To illustrate that aspect, it should be noted that in the accidental fire on board the USS Enterprise (CVN-65) in 1969, nine major-caliber bombs (750 to 1,000 pounds) exploded on her flight deck, yet the carrier’s armored decking was not penetrated. Had it been necessary, the Enterprise could have resumed air operations in four hours—as soon as the debris was cleared from the after-end of the flight deck. Three of the multiple installations of aircraft arresting gear and two of the four catapults remained operational. Additionally, damage-control parties quickly covered affected areas of the flight deck with sheet steel.

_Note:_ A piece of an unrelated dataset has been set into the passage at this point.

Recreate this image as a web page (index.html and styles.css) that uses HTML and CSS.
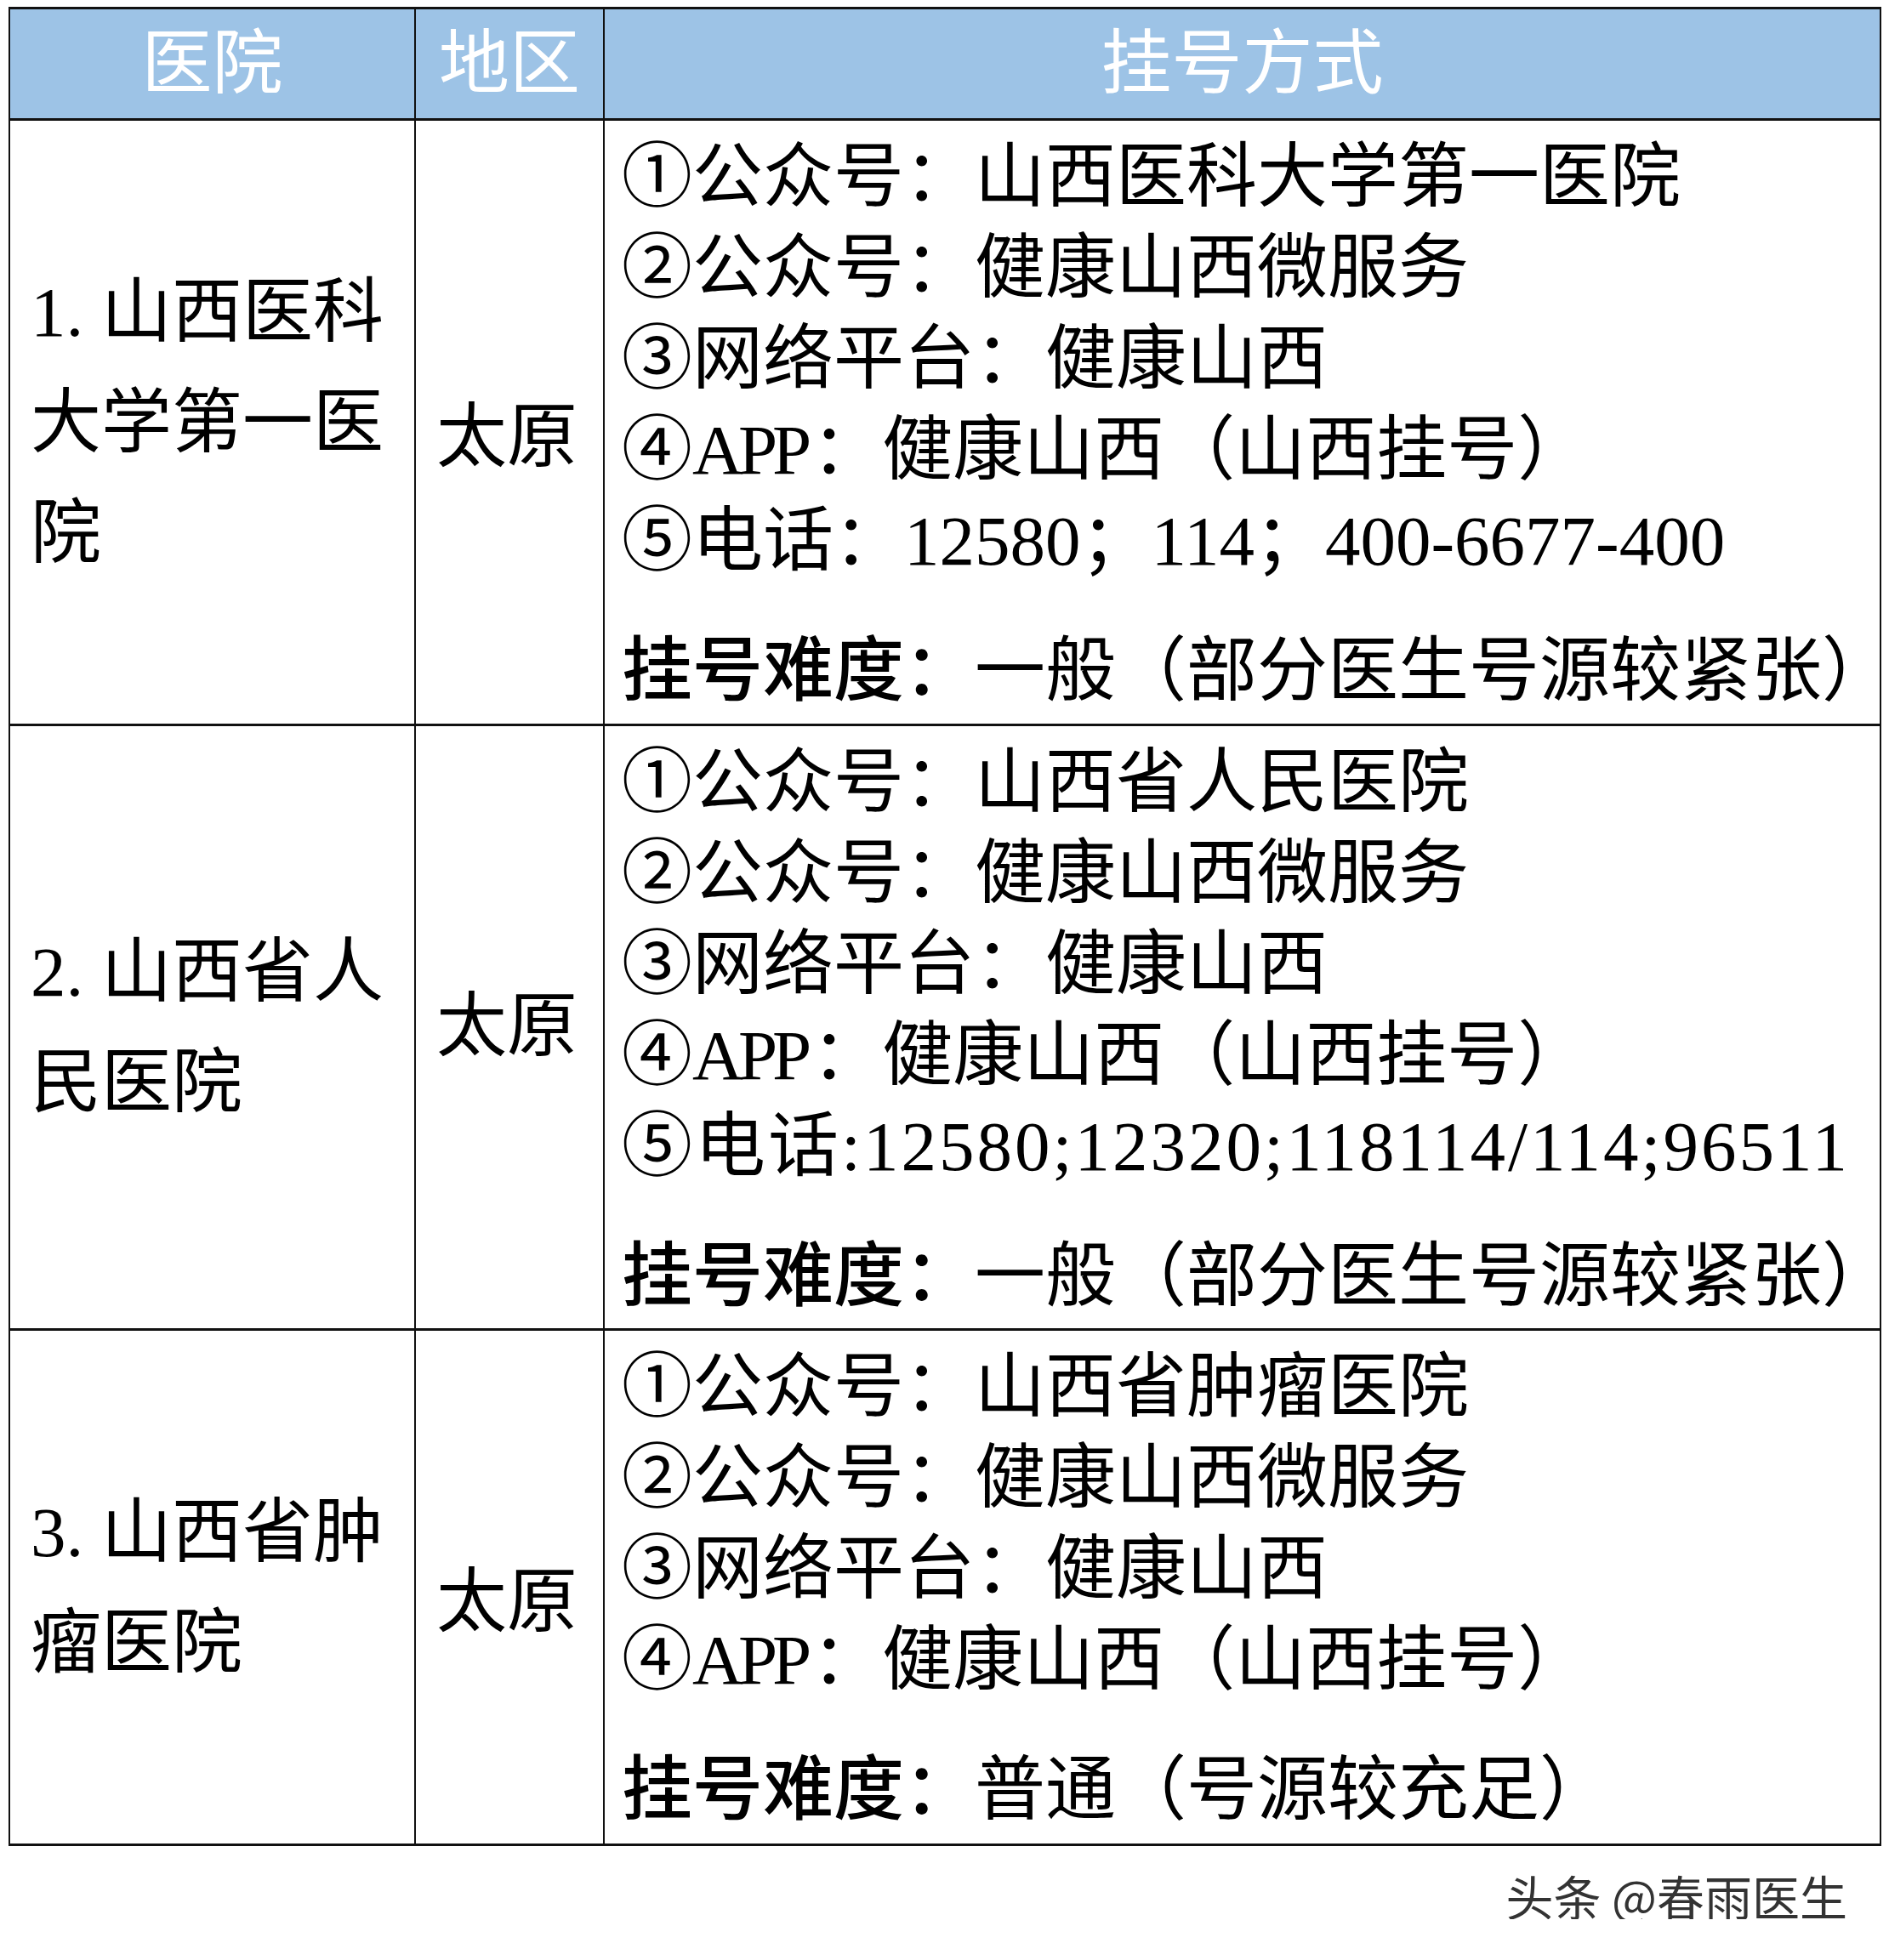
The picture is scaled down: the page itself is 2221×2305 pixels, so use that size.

We Must Remain Vigilant, Ready
It is the view of Western observers that an ASBM capable of reliably and consistently scoring a direct, steep-angle hit on a moving warship is not something that will be developed anytime soon. It has been suggested, however, that an ASBM with a nuclear warhead would solve the accuracy problem. A nuclear weapon would not require a direct hit to put a ship out of action. A near miss within 30 yards would destroy a modern warship’s combat potential. But that creates an entirely different scenario: Any nuclear attack on sovereign U.S. territory—which a U.S. naval vessel represents—would result in a nuclear response, and thus, a nuclear war. It is not conceivable that the Chinese would initiate a general nuclear war with the United States just to sink a carrier.
The U.S. Navy today has the warfighting capacity to implement a strategy of deterrence in the Far East with its current inventory of aircraft carrier striking forces, but any reduction in those forces cannot be absorbed without surrendering America’s access to the Western Pacific for trade or to support its allies.
So the essence of the China question is this: Will the United States opt to react with an appropriate level of response to aggression by the Chinese?
1. Christine H. Fox, “Carrier Operations: Looking Toward the Future—Learning from the Past” Center for Naval Analyses, Report D0020669.A1/ Final, 27 May 2009, p. 24.
2. Eric Hagt and Matthew Durnin, “China’s Anti-Ship Ballistic Missile,” Naval War College Review, Vol. 62, No. 4 (Autumn 2009).